He won’t put Dixie down
by Brian Postelle in Vol. 14 / Iss. 02 on 08/08/2007
H.K. Edgerton, the solitary African-American dressed in the uniform of a Confederate
soldier who totes the rebel flag, has become an Asheville fixture over the years,
often seen standing atop overpasses on I-240 in full regalia. The former president
of the Asheville chapter of the NAACP, he’s better known for his involvement
with the Sons of Confederate Veterans, which has chapters in states around the
South.

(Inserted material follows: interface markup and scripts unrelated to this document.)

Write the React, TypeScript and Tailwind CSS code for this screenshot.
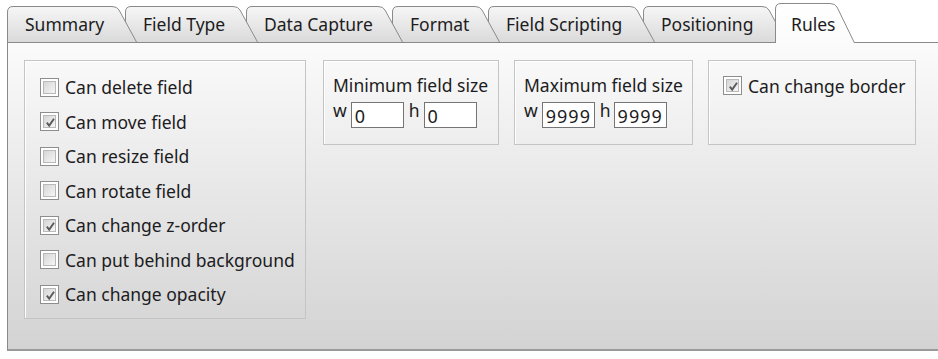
import React from "react";

const tabs = [
  { label: "Summary", width: 130, ml: 0, z: "z-[7]" },
  { label: "Field Type", width: 133, ml: -12, z: "z-[6]" },
  { label: "Data Capture", width: 157, ml: -12, z: "z-[5]" },
  { label: "Format", width: 108, ml: -11, z: "z-[4]" },
  { label: "Field Scripting", width: 167, ml: -12, z: "z-[3]" },
  { label: "Positioning", width: 144, ml: -12, z: "z-[2]" },
  { label: "Rules", width: 80, ml: -12, z: "z-[8]", active: true },
];

function Tab({ label, width, ml, z, active }: { label: string; width: number; ml: number; z: string; active?: boolean }) {
  const h = active ? 40 : 36;
  const id = "tabfill-" + label.replace(/\s/g, "");
  const d = `M0.5 ${h} V6 Q0.5 0.5 6 0.5 H${width - 25} Q${width - 20} 0.5 ${width - 18} 4 L${width - 0.5} ${h}`;
  return (
    <div
      className={`relative shrink-0 ${z} ${active ? "h-[40px] -mb-px pt-[11px] pl-[16px]" : "h-[36px] pt-[8px] pl-[18px]"}`}
      style={{ width, marginLeft: ml }}
    >
      <svg className="absolute left-0 top-0 overflow-visible" width={width} height={h}>
        <defs>
          <linearGradient id={id} x1="0" y1="0" x2="0" y2="1">
            <stop offset="0" stopColor={active ? "#ffffff" : "#f6f6f6"} />
            <stop offset="1" stopColor={active ? "#fbfbfb" : "#dadada"} />
          </linearGradient>
        </defs>
        <path d={d} fill={`url(#${id})`} stroke="#8a8a8a" strokeWidth="1" />
      </svg>
      <span className="relative block leading-[20px] whitespace-nowrap text-[#1c1c22]">{label}</span>
    </div>
  );
}

function Checkbox({ checked }: { checked?: boolean }) {
  return (
    <div className="w-[19px] h-[19px] shrink-0 border border-[#8e8e8e] bg-white p-[2px]">
      <div className="relative w-full h-full border border-[#b9b9b9] bg-gradient-to-br from-[#d6d6d6] to-[#f6f6f6]">
        {checked && (
          <svg className="absolute inset-0" viewBox="0 0 13 13" width="13" height="13">
            <path d="M2.8 6.6 L5.2 9.6 L10 2.8" fill="none" stroke="#5a5a5a" strokeWidth="1.9" />
          </svg>
        )}
      </div>
    </div>
  );
}

function CheckRow({ label, checked }: { label: string; checked?: boolean }) {
  return (
    <div className="flex items-center h-[34.5px] gap-[6px]">
      <Checkbox checked={checked} />
      <span className="leading-[20px] whitespace-nowrap">{label}</span>
    </div>
  );
}

function SizeGroup({ title, w, h, hLeft }: { title: string; w: string; h: string; hLeft: number }) {
  return (
    <div className="flex flex-col pl-[9px] pt-[14px]">
      <div className="leading-[20px] whitespace-nowrap">{title}</div>
      <div className="flex items-start mt-[5px]">
        <span className="leading-[20px]">w</span>
        <div className="mt-[2px] ml-[4px] w-[53px] h-[26px] border border-[#757575] bg-white pl-[3px] pt-[1px] leading-[24px] text-[18px] tracking-[1px]">
          {w}
        </div>
        <span className="leading-[20px] ml-[5px]">h</span>
        <div className="mt-[2px] w-[53px] h-[26px] border border-[#757575] bg-white pl-[3px] pt-[1px] leading-[24px] text-[18px] tracking-[1px]" style={{ marginLeft: hLeft }}>
          {h}
        </div>
      </div>
    </div>
  );
}

export default function App() {
  return (
    <div className="w-[938px] h-[359px] bg-white font-['Noto_Sans',sans-serif] text-[17.5px] text-[#1c1c22] overflow-hidden">
      <div className="relative z-10 mt-[3px] h-[39px] pl-[7px] flex items-end">
        {tabs.map((t) => (
          <Tab key={t.label} {...t} />
        ))}
      </div>
      <div className="ml-[7px] w-[931px] h-[309px] border-l border-t border-b-2 border-l-[#8a8a8a] border-t-[#8a8a8a] border-b-[#9a9a9a] bg-gradient-to-b from-[#fbfbfb] to-[#d3d3d3] pl-[16px] pt-[17px] flex items-start">
        <div className="w-[282px] h-[259px] border border-[#c4c4c4] shadow-[inset_1px_1px_0_#ffffff] pl-[15px] pt-[9px] flex flex-col">
          <CheckRow label="Can delete field" />
          <CheckRow label="Can move field" checked />
          <CheckRow label="Can resize field" />
          <CheckRow label="Can rotate field" />
          <CheckRow label="Can change z-order" checked />
          <CheckRow label="Can put behind background" />
          <CheckRow label="Can change opacity" checked />
        </div>
        <div className="ml-[17px] w-[176px] h-[85px] border border-[#c4c4c4] shadow-[inset_1px_1px_0_#ffffff]">
          <SizeGroup title="Minimum field size" w="0" h="0" hLeft={4} />
        </div>
        <div className="ml-[15px] w-[179px] h-[85px] border border-[#c4c4c4] shadow-[inset_1px_1px_0_#ffffff]">
          <SizeGroup title="Maximum field size" w="9999" h="9999" hLeft={3} />
        </div>
        <div className="ml-[15px] w-[208px] h-[85px] border border-[#c4c4c4] shadow-[inset_1px_1px_0_#ffffff] pl-[14px] pt-[15px]">
          <div className="flex items-center gap-[6px] h-[19px]">
            <Checkbox checked />
            <span className="leading-[20px] whitespace-nowrap">Can change border</span>
          </div>
        </div>
      </div>
    </div>
  );
}
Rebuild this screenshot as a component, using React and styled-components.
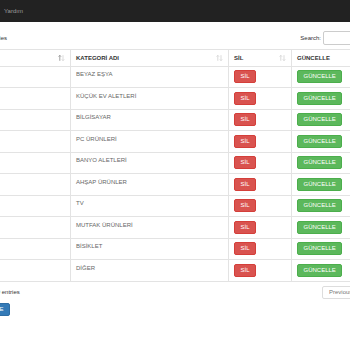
import React from "react";
import styled, { createGlobalStyle } from "styled-components";

const GlobalStyle = createGlobalStyle`
  html, body {
    margin: 0;
    padding: 0;
    background: #fff;
    overflow: hidden;
  }
  body {
    font-family: "Liberation Sans", Arial, sans-serif;
    font-size: 6px;
    color: #333;
  }
`;

const Shell = styled.div`
  margin-left: -58px;
  width: 459px;
`;

const Navbar = styled.nav`
  height: 22px;
  background: #222;
  display: flex;
  align-items: center;
  gap: 8px;
`;

const Brand = styled.a`
  color: #9d9d9d;
  font-size: 6px;
`;

const NavLink = styled.a`
  color: #9d9d9d;
  font-size: 6px;
`;

const Content = styled.div`
  padding: 0;
`;

const Controls = styled.div`
  display: flex;
  justify-content: space-between;
  align-items: center;
  margin-top: ${(p) => p.top || 0}px;
  height: ${(p) => p.h || 14}px;
`;

const Label = styled.label`
  display: flex;
  align-items: center;
  gap: 2px;
  color: #333;
  line-height: 13px;
`;

const Select = styled.select`
  width: 28px;
  height: 14px;
  font-size: 6px;
  border: 1px solid #ccc;
  border-radius: 2px;
  padding: 0 2px;
  background: #fff;
`;

const Input = styled.input`
  width: 78px;
  height: 14px;
  box-sizing: border-box;
  border: 1px solid #ccc;
  border-radius: 2px;
  font-size: 6px;
  padding: 0 3px;
`;

const Table = styled.table`
  margin-top: 4px;
  width: 100%;
  border-collapse: collapse;
  table-layout: fixed;
`;

const Th = styled.th`
  border: 1px solid #e3e3e3;
  padding: 3.5px 5px;
  line-height: 8.5px;
  font-weight: bold;
  text-align: left;
  color: #333;
  vertical-align: bottom;
`;

const HeadInner = styled.div`
  display: flex;
  justify-content: space-between;
  align-items: center;
`;

const Td = styled.td`
  border: 1px solid #e3e3e3;
  padding: 3.75px 5px;
  line-height: 8.5px;
  color: #666;
  vertical-align: top;
  white-space: nowrap;
`;

const Btn = styled.button`
  display: inline-block;
  vertical-align: top;
  height: 13px;
  line-height: 11px;
  padding: 0 5.5px;
  font-family: inherit;
  font-size: 6px;
  color: #fff;
  border-radius: 2px;
  border: 1px solid ${(p) => p.border};
  background: ${(p) => p.bg};
`;

const Info = styled.div`
  color: #333;
  line-height: 13px;
`;

const Pager = styled.ul`
  display: flex;
  list-style: none;
  margin: 0;
  padding: 0;
`;

const PageItem = styled.li`
  height: 13px;
  line-height: 11px;
  box-sizing: border-box;
  padding: 0 6px;
  border: 1px solid ${(p) => (p.active ? "#337ab7" : "#ddd")};
  margin-left: -1px;
  color: ${(p) => (p.active ? "#fff" : p.disabled ? "#777" : "#337ab7")};
  background: ${(p) => (p.active ? "#337ab7" : "#fff")};
  &:first-child {
    border-radius: 2px 0 0 2px;
    margin-left: 0;
  }
  &:last-child {
    border-radius: 0 2px 2px 0;
  }
`;

const AddButton = styled.button`
  display: block;
  margin-top: 4px;
  margin-left: 8px;
  height: 13px;
  padding: 0 5px;
  font-family: inherit;
  font-size: 6px;
  color: #fff;
  border: 1px solid #2e6da4;
  border-radius: 2px;
  background: #337ab7;
`;

const SortIcon = ({ active }) => (
  <svg width="7" height="6" viewBox="0 0 7 6">
    <path
      d="M1.8 5.8V0.4M0.6 1.6L1.8 0.4L3 1.6"
      stroke={active ? "#777" : "#ccc"}
      strokeWidth="0.7"
      fill="none"
    />
    <path
      d="M5 0.2V5.6M3.8 4.4L5 5.6L6.2 4.4"
      stroke="#ccc"
      strokeWidth="0.7"
      fill="none"
    />
  </svg>
);

const categories = [
  "BEYAZ EŞYA",
  "KÜÇÜK EV ALETLERİ",
  "BİLGİSAYAR",
  "PC ÜRÜNLERİ",
  "BANYO ALETLERİ",
  "AHŞAP ÜRÜNLER",
  "TV",
  "MUTFAK ÜRÜNLERİ",
  "BİSİKLET",
  "DİĞER",
];

const App = () => {
  return (
    <>
      <GlobalStyle />
      <Shell>
        <Navbar>
          <Brand>Admin</Brand>
          <NavLink>Kategoriler</NavLink>
          <NavLink>Yardım</NavLink>
        </Navbar>
        <Content>
          <Controls top={9}>
            <Label>
              Show
              <Select defaultValue="10">
                <option>10</option>
              </Select>
              entries
            </Label>
            <Label>
              Search:
              <Input type="search" />
            </Label>
          </Controls>
          <Table>
            <colgroup>
              <col style={{ width: 128 }} />
              <col style={{ width: 158 }} />
              <col style={{ width: 63 }} />
              <col />
            </colgroup>
            <thead>
              <tr>
                <Th>
                  <HeadInner>
                    ID
                    <SortIcon active />
                  </HeadInner>
                </Th>
                <Th>
                  <HeadInner>
                    KATEGORİ ADI
                    <SortIcon />
                  </HeadInner>
                </Th>
                <Th>
                  <HeadInner>
                    SİL
                    <SortIcon />
                  </HeadInner>
                </Th>
                <Th>GÜNCELLE</Th>
              </tr>
            </thead>
            <tbody>
              {categories.map((c, i) => (
                <tr key={c}>
                  <Td>{i + 1}</Td>
                  <Td>{c}</Td>
                  <Td>
                    <Btn bg="#d9534f" border="#d43f3a">
                      SİL
                    </Btn>
                  </Td>
                  <Td>
                    <Btn bg="#5cb85c" border="#4cae4c">
                      GÜNCELLE
                    </Btn>
                  </Td>
                </tr>
              ))}
            </tbody>
          </Table>
          <Controls top={4} h={13}>
            <Info>Showing 1 to 10 of 10 entries</Info>
            <Pager>
              <PageItem disabled>Previous</PageItem>
              <PageItem active>1</PageItem>
              <PageItem disabled>Next</PageItem>
            </Pager>
          </Controls>
          <AddButton>KATEGORİ EKLE</AddButton>
        </Content>
      </Shell>
    </>
  );
};

export default App;
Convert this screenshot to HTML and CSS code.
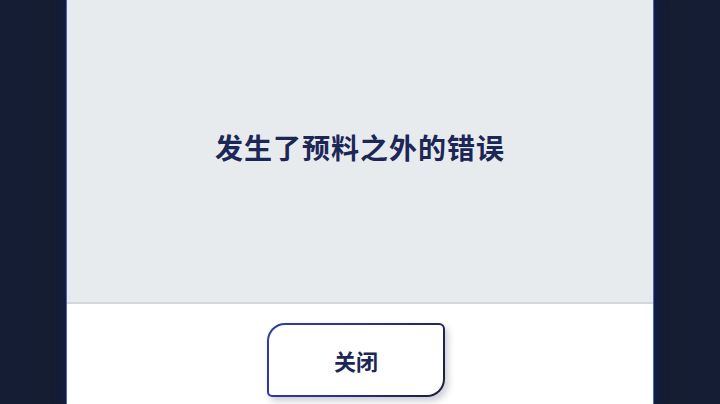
FILE: index.html
```html
<!DOCTYPE html>
<html lang="zh-CN">
<head>
<meta charset="utf-8">
<title>错误</title>
<link rel="stylesheet" href="styles.css">
</head>
<body>
<div class="stage">
  <div class="panel">
    <div class="message">
      <p class="message-text">发生了预料之外的错误</p>
    </div>
    <div class="actions">
      <button class="close-btn" type="button">关闭</button>
    </div>
  </div>
</div>
</body>
</html>
```

FILE: styles.css
```css
* { box-sizing: border-box; }
html, body {
  margin: 0;
  padding: 0;
  width: 720px;
  height: 404px;
  overflow: hidden;
}
body {
  background: linear-gradient(90deg, #141d33 0%, #161b30 50%, #141d33 100%);
  font-family: "Noto Sans CJK SC", "Noto Sans", sans-serif;
}
.stage {
  height: 404px;
  display: flex;
  justify-content: center;
}
.panel {
  width: 586px;
  height: 404px;
  display: flex;
  flex-direction: column;
  background: #ffffff;
  box-shadow: 0 0 0 1px #4a68b0, 0 0 10px 2px #10214f;
}
.message {
  height: 304px;
  background: #e8ebee;
  border-bottom: 2px solid #d3d6da;
  display: flex;
  align-items: center;
  justify-content: center;
  padding-bottom: 8px;
}
.message-text {
  margin: 0;
  font-size: 28px;
  font-weight: 700;
  letter-spacing: 1px;
  color: #1c2757;
}
.actions {
  display: flex;
  justify-content: center;
  padding-top: 19px;
}
.close-btn {
  width: 178px;
  height: 74px;
  margin-left: -8px;
  border: 2px solid transparent;
  border-radius: 18px 6px 18px 5px;
  background:
    linear-gradient(#ffffff, #ffffff) padding-box,
    linear-gradient(120deg, #2c3fa6 0%, #28338a 50%, #1b1c3a 100%) border-box;
  box-shadow: 3px 4px 7px rgba(20, 25, 60, 0.22);
  font-family: "Noto Sans CJK SC", "Noto Sans", sans-serif;
  font-size: 22px;
  font-weight: 700;
  color: #1c2757;
  padding: 0;
}
```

So it came as a surprise to read, in the Montgomery, Ala.-based Southern
Poverty Law Center’s Intelligence Report, that Edgerton had put down his
flag.
The story, in the summer edition of the magazine, refers to e-mails circulated
among SCV members wherein Edgerton announced he was leaving the “Southern
heritage” movement.
The thing is, he’s not giving up the Confederate battle flag or his position
as an honorary member of the SCV. According to e-mails to Xpress and messages
on Edgerton’s own SouthernHeritage411.com Web site, the whole dustup stems
from an argument blown out of proportion by outsiders.
According to Edgerton, in March, he and a member of the Virginia SCV attended
a NASCAR race in Georgia, where they distributed Confederacy-themed checkered
flags to “protest NASCAR management’s anti-Confederate flag position.”
During that outing, another Southern activist, Elijah Coleman, approached Edgerton,
offering to sell him a used car. When Edgerton declined, he says, the discussion
descended into argument.
Later, according to the SPLC report, Coleman distributed an e-mail accusing
Edgerton of selling out, alleging he was selling the flags and pocketing the
money.
“I realized he was now in the heritage fight only for the money,”
Coleman purportedly wrote. (Edgerton says he did accept donations at the event,
but used the money to cover gas expenses.) The accusation led Edgerton to announce,
via an online dispatch, that he was parting with the Confederate movement and
shutting down his Web site.
But in a recent e-mail to Xpress, Edgerton accuses the SPLC—a hate-group
watchdog organization—of presenting “lies and innuendoes as factual
matter so that gullible people will take it for truth.”
In fact, he says, he is planning more public marches and continues to fly the
Confederate flag.
The SPLC says it stands by the story.
“He’s full of it,” charges Intelligence Report Editor Mark
Potok, who says Edgerton wrote the goodbye missive, even if the activist has
now changed his tune. “He had thrown a tantrum and taken his marbles home.”
Nevertheless, Potok seemed unsurprised that Edgerton’s crusade to salute
the ante-bellum South continues, adding that the Intelligence Report doesn’t
usually doesn’t focus too much on the Asheville native. “He’s
an oddity at the fringe of the neo-Confederate movement,” Potok says.
“If we had a comics page in our magazine, that’s where we would
run this story.”
Meanwhile, Edgerton’s e-mail to the Xpress notes that the online community
in which the original messages were posted is a private forum for use by the
SCV, and says that those responsible for leaking information about the matter
“have been found out and are now facing disciplinary action.”